The anthropologist Arturo Escobar calls that world where many worlds fit the “pluriverse” [10]. The Global Futures Lab imagines just that, through a collection of “souvenirs from the futures” in which no one is more important than another, no one is ahead or behind. This is simply a celebration of different dreams dreamed through the lens of a deeply contextual speculative design exercise.

NOTES

1. Matt Malpass, “Between Wit and Reason: Defining Associative, Speculative, and Critical Design in Practice.” Design and Culture 5, no. 3 (2013).

2. Luiza Prado and Pedro Oliveira, “Futuristic Gizmos, Conservative Ideals: On (Speculative) Anachronistic Design,” http://modesofcriticism.org/modes-of-criticism-1/ (February 27, 2015).

3. Ramesh Srinivasan, Whose Global Village?: Rethinking How Technology Shapes Our World (New York: New York University Press, 2017).

4. Cameron Tonkinwise, “Just Design,” Medium: https://medium.com/@camerontw/just-design-b1f97cb3996f (August 2015).

5. Sohail Inayatullah, “Future Thinking,” Impakt archive: http://impakt.nl/archive/2012/essays/sohail-inayatullah-futures-dreaming/ (2012).

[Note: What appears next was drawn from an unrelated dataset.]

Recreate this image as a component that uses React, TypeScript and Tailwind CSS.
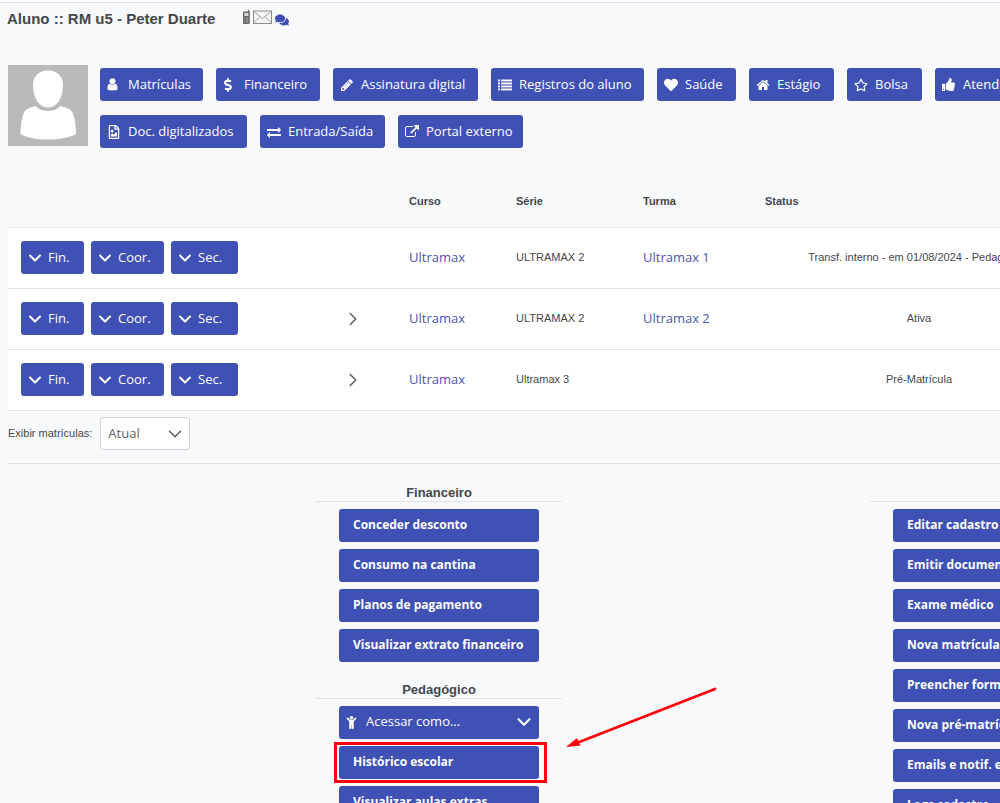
import type { ReactNode } from "react";
import { FaChild, FaComments, FaDollarSign, FaHeart, FaRegFileImage, FaRegStar, FaThumbsUp } from "react-icons/fa";
import { ChevronDown, ChevronRight } from "lucide-react";

const paths = {
  user: "M1536 1399q0 109-62.5 187t-150.5 78h-854q-88 0-150.5-78t-62.5-187q0-85 8.5-160.5t31.5-152 58.5-131 94-89 134.5-34.5q131 128 313 128t313-128q76 0 134.5 34.5t94 89 58.5 131 31.5 152 8.5 160.5zm-256-887q0 159-112.5 271.5t-271.5 112.5-271.5-112.5-112.5-271.5 112.5-271.5 271.5-112.5 271.5 112.5 112.5 271.5z",
  pencil: "M491 1536l91-91-235-235-91 91v107h128v128h107zm523-928q0-22-22-22-10 0-17 7l-542 542q-7 7-7 17 0 22 22 22 10 0 17-7l542-542q7-7 7-17zm-54-192l416 416-832 832h-416v-416zm683 96q0 53-37 90l-166 166-416-416 166-165q36-38 90-38 53 0 91 38l235 234q37 39 37 91z",
  home: "M1472 992v480q0 26-19 45t-45 19h-384v-384h-256v384h-384q-26 0-45-19t-19-45v-480q0-1 .5-3t.5-3l575-474 575 474q1 2 1 6zm223-69l-62 74q-8 9-21 11h-3q-13 0-21-7l-692-577-692 577q-12 8-24 7-13-2-21-11l-62-74q-8-10-7-23.5t11-21.5l719-599q32-26 76-26t76 26l244 204v-195q0-14 9-23t23-9h192q14 0 23 9t9 23v408l219 182q10 8 11 21.5t-7 23.5z",
  exchange: "M1792 1184v192q0 13-9.5 22.5t-22.5 9.5h-1376v192q0 13-9.5 22.5t-22.5 9.5q-12 0-24-10l-319-320q-9-9-9-22 0-14 9-23l320-320q9-9 23-9 13 0 22.5 9.5t9.5 22.5v192h1376q13 0 22.5 9.5t9.5 22.5zm0-544q0 14-9 23l-320 320q-9 9-23 9-13 0-22.5-9.5t-9.5-22.5v-192h-1376q-13 0-22.5-9.5t-9.5-22.5v-192q0-13 9.5-22.5t22.5-9.5h1376v-192q0-14 9-23t23-9q12 0 24 10l319 319q9 9 9 23z",
  external: "M1408 928v320q0 119-84.5 203.5t-203.5 84.5h-832q-119 0-203.5-84.5t-84.5-203.5v-832q0-119 84.5-203.5t203.5-84.5h704q14 0 23 9t9 23v64q0 14-9 23t-23 9h-704q-66 0-113 47t-47 113v832q0 66 47 113t113 47h832q66 0 113-47t47-113v-320q0-14 9-23t23-9h64q14 0 23 9t9 23zm384-864v512q0 26-19 45t-45 19-45-19l-176-176-652 652q-10 10-23 10t-23-10l-114-114q-10-10-10-23t10-23l652-652-176-176q-19-19-19-45t19-45 45-19h512q26 0 45 19t19 45z",
};

function Glyph({ name, size = 14 }: { name: keyof typeof paths; size?: number }) {
  return (
    <svg width={size} height={size} viewBox="0 0 1792 1792" fill="currentColor" aria-hidden="true" className="shrink-0">
      <path d={paths[name]} />
    </svg>
  );
}

function UserGlyph() {
  return (
    <svg width="11" height="13" viewBox="200 128 1400 1600" fill="currentColor" aria-hidden="true">
      <path d={paths.user} />
    </svg>
  );
}

function ListGlyph() {
  return (
    <svg width="14" height="12" viewBox="0 0 14 12" fill="currentColor" aria-hidden="true">
      {[0, 3, 6, 9].map((y) => (
        <g key={y}>
          <rect x="0" y={y + 0.5} width="2" height="1.9" />
          <rect x="3" y={y + 0.5} width="11" height="1.9" />
        </g>
      ))}
    </svg>
  );
}

const actions: { label: string; width: string; icon: ReactNode }[] = [
  { label: "Matrículas", width: "w-[103px]", icon: <UserGlyph /> },
  { label: "Financeiro", width: "w-[104px]", icon: <FaDollarSign size={14} className="-ml-0.5" /> },
  { label: "Assinatura digital", width: "w-[145px]", icon: <Glyph name="pencil" /> },
  { label: "Registros do aluno", width: "w-[153px]", icon: <ListGlyph /> },
  { label: "Saúde", width: "w-[79px]", icon: <FaHeart size={14} /> },
  { label: "Estágio", width: "w-[85px]", icon: <Glyph name="home" /> },
  { label: "Bolsa", width: "w-[75px]", icon: <FaRegStar size={14} /> },
  { label: "Atendimentos", width: "w-[126px]", icon: <FaThumbsUp size={13} /> },
  { label: "Doc. digitalizados", width: "w-[147px]", icon: <FaRegFileImage size={14} /> },
  { label: "Entrada/Saída", width: "w-[125px]", icon: <Glyph name="exchange" /> },
  { label: "Portal externo", width: "w-[125px]", icon: <Glyph name="external" /> },
];

const rows = [
  { expand: false, serie: "ULTRAMAX 2", turma: "Ultramax 1", status: "Transf. interno - em 01/08/2024 - Pedagógico" },
  { expand: true, serie: "ULTRAMAX 2", turma: "Ultramax 2", status: "Ativa" },
  { expand: true, serie: "Ultramax 3", turma: "", status: "Pré-Matrícula" },
];

const rowMenus = [
  { label: "Fin.", width: "w-[63px]" },
  { label: "Coor.", width: "w-[73px]" },
  { label: "Sec.", width: "w-[67px]" },
];

const family = "font-['Open_Sans','Noto_Sans',sans-serif]";
const button = `${family} h-[33px] shrink-0 cursor-pointer whitespace-nowrap rounded-[3px] bg-[#3f51b5] text-white hover:bg-[#3849a2]`;

function MenuButton({ label, narrow }: { label: string; narrow?: boolean }) {
  return (
    <button type="button" className={`${button} block text-left text-xs font-bold ${narrow ? "w-[200px]" : "w-full"} px-3.5`}>
      {label}
    </button>
  );
}

function Heading({ children }: { children?: ReactNode }) {
  return (
    <h2 className="h-[18px] border-b border-[#dfe1e4] text-center text-[13px] leading-[18px] font-bold">
      {children}
    </h2>
  );
}

export default function App() {
  return (
    <div className="h-screen overflow-hidden bg-[#f8f9fb] font-['Liberation_Sans',Arial,sans-serif] text-[11px] text-[#43474d]">
      <div className="min-w-[1120px] pt-0.5 pl-2">
        <header className="-ml-2 flex h-[63px] items-start border-t border-[#dfe2e6] pt-1.5 pl-[7px]">
          <h1 className="text-[15px] leading-5 font-bold">Aluno :: RM u5 - Peter Duarte</h1>
          <div className="ml-[27px] flex items-start gap-0.5">
            <svg width="9" height="16" viewBox="0 0 9 16" aria-label="Celular">
              <path d="M6.7 1v3" stroke="#555" strokeWidth="1.2" />
              <rect x="1" y="2.5" width="6.8" height="12.500" rx="1" fill="#696969" />
              <rect x="2.3" y="4" width="4" height="3" fill="#d9d9d9" />
              <path d="M2.3 9h1m1 0h2M2.3 11h1m1 0h2M2.3 13h1m1 0h2" stroke="#b6b6b6" />
            </svg>
            <svg width="20" height="15" viewBox="0 0 20 15" aria-label="E-mail">
              <rect x=".5" y="2" width="18" height="12.500" fill="#f3f3f3" stroke="#8c8c8c" />
              <path d="M1 2.5l8.5 7 8.5-7M1 13.5l6-6m11 6l-6-6" fill="none" stroke="#8c8c8c" strokeWidth=".8" />
            </svg>
            <FaComments size={14} className="mt-1 text-[#3f51b5]" />
          </div>
        </header>

        <section className="flex items-start gap-3">
          <svg width="80" height="81" viewBox="0 0 80 81" className="shrink-0" aria-label="Foto do aluno">
            <rect width="80" height="81" fill="#b9b9b9" />
            <path d="M40 5.5C31 5.5 25 11 25 20c0 11 5 22.500 15 22.500S55 31 55 20C55 11 49 5.500 40 5.500Z" fill="#fff" />
            <path d="M28 41c4 6.500 20 6.500 24 0 9 2 12 4 13.500 9 1.500 5 2.500 12 2.500 19-6 3.500-16 5.500-28 5.500S18 72.500 12.500 69c0-7 1-14 2.500-19 1.500-5 4-7 13-9Z" fill="#fff" />
          </svg>
          <nav className="flex flex-wrap gap-x-[13px] gap-y-3.5 pt-[3px]">
            {actions.map((a) => (
              <button key={a.label} type="button" className={`${button} ${a.width} flex items-center gap-[7px] pl-[7px] text-[13px]`}>
                <span className="flex w-3.5 shrink-0">{a.icon}</span>
                {a.label}
              </button>
            ))}
          </nav>
        </section>

        <table className="mt-[25px] w-full min-w-[1112px] table-fixed border-collapse text-left">
          <thead>
            <tr className="h-[54px] border-b border-[#e6e8eb]">
              <td className="w-[321px]" />
              <td className="w-[72px]" />
              <th scope="col" className="w-[107px] pt-0.5 pl-2">Curso</th>
              <th scope="col" className="w-[127px] pt-0.5 pl-2">Série</th>
              <th scope="col" className="w-[122px] pt-0.5 pl-2">Turma</th>
              <th scope="col" className="w-[324px] pt-0.5 pl-2">Status</th>
              <td />
            </tr>
          </thead>
          <tbody className="bg-white">
            {rows.map((r, i) => (
              <tr key={i} className="h-[61px] border-b border-[#e2e4e7]">
                <td className="pl-[13px]">
                  <div className="flex gap-[7px]">
                    {rowMenus.map((m) => (
                      <button key={m.label} type="button" className={`${button} ${m.width} flex items-center gap-1.5 pl-[7px] text-[13px]`}>
                        <span className="flex w-3.5 shrink-0 justify-center">
                          <ChevronDown size={20} strokeWidth={2.4} className="shrink-0" />
                        </span>
                        {m.label}
                      </button>
                    ))}
                  </div>
                </td>
                <td>
                  {r.expand && (
                    <button type="button" aria-label="Expandir matrícula" className="ml-[13px] block cursor-pointer">
                      <ChevronRight size={22} strokeWidth={1.8} className="text-[#5c636b]" />
                    </button>
                  )}
                </td>
                <td className="pl-2">
                  <a href="#curso" className={`${family} text-[13px] text-[#4b55ae]`}>Ultramax</a>
                </td>
                <td className="pl-2">{r.serie}</td>
                <td className="pl-2">
                  {r.turma && <a href="#turma" className={`${family} text-[13px] text-[#4b55ae]`}>{r.turma}</a>}
                </td>
                <td className="whitespace-nowrap text-center">{r.status}</td>
                <td />
              </tr>
            ))}
          </tbody>
        </table>

        <div className="flex h-[53px] items-center gap-2 border-b border-[#dfe1e4] pb-1.5">
          <label htmlFor="exibir">Exibir matrículas:</label>
          <div className="relative">
            <select
              id="exibir"
              defaultValue="atual"
              className={`${family} h-[33px] w-[90px] appearance-none rounded-[3px] border border-[#ced4da] bg-white pl-[7px] text-[13px] text-[#5c636b]`}
            >
              <option value="atual">Atual</option>
            </select>
            <ChevronDown size={22} strokeWidth={1.8} className="pointer-events-none absolute top-1.5 right-1 text-[#5c636b]" />
          </div>
        </div>

        <div className="flex gap-[308px] pt-5 pl-[308px]">
          <div className="w-[246px] shrink-0">
            <Heading>Financeiro</Heading>
            <div className="flex flex-col items-center gap-[7px] pt-[7px]">
              <MenuButton narrow label="Conceder desconto" />
              <MenuButton narrow label="Consumo na cantina" />
              <MenuButton narrow label="Planos de pagamento" />
              <MenuButton narrow label="Visualizar extrato financeiro" />
            </div>
            <div className="pt-[19px]">
              <Heading>Pedagógico</Heading>
            </div>
            <div className="flex flex-col items-center gap-[7px] pt-[7px]">
              <button type="button" className={`${button} flex w-[200px] items-center gap-2 pr-1 pl-1.5 text-[13px]`}>
                <FaChild size={13} />
                <span className="flex-1 text-left">Acessar como...</span>
                <ChevronDown size={22} strokeWidth={2.3} />
              </button>
              <div className="relative">
                <MenuButton narrow label="Histórico escolar" />
                <div className="pointer-events-none absolute -top-1 -right-2 -bottom-1 -left-[5px] border-[3px] border-[#ff0008]" />
                <svg width="152" height="62" viewBox="0 0 152 62" className="pointer-events-none absolute -top-[59px] left-[227px]" aria-hidden="true">
                  <path d="M12 55.500L149 2" stroke="#ff0008" strokeWidth="2.800" strokeLinecap="round" />
                  <path d="M0 60L11 51L14.500 58.500Z" fill="#ff0008" />
                </svg>
              </div>
              <MenuButton narrow label="Visualizar aulas extras" />
            </div>
          </div>

          <div className="w-[370px] shrink-0">
            <Heading />
            <div className="flex flex-col gap-[7px] px-[23px] pt-[7px]">
              <MenuButton label="Editar cadastro" />
              <MenuButton label="Emitir documentos" />
              <MenuButton label="Exame médico" />
              <MenuButton label="Nova matrícula" />
              <MenuButton label="Preencher formulário" />
              <MenuButton label="Nova pré-matrícula" />
              <MenuButton label="Emails e notif. enviados" />
              <MenuButton label="Logs cadastro" />
            </div>
          </div>
        </div>
      </div>
    </div>
  );
}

6. Pelle Ehn, Elisabet M. Nilsson, and Richard Topgaard, Making Futures: Marginal Notes on Innovation, Design, and Democracy (Cambridge, MA: The MIT Press, 2014).

7. Øyvind Dahl, “When the Future Comes from Behind: Malagasy and Other Time Concepts and Some Consequences for Communication,” International Journal of Intercultural Relations 19, no. 2 (1995).

8. Arjun Appadurai, The Future as Cultural Fact: Essays on the Global Condition (London: Verso/New Left Books, 2013).

9. Srinivasan, Whose Global Village?

10. Arturo Escobar, “Sustainability: Design for the Pluriverse,” Development 54, no. 2 (2011).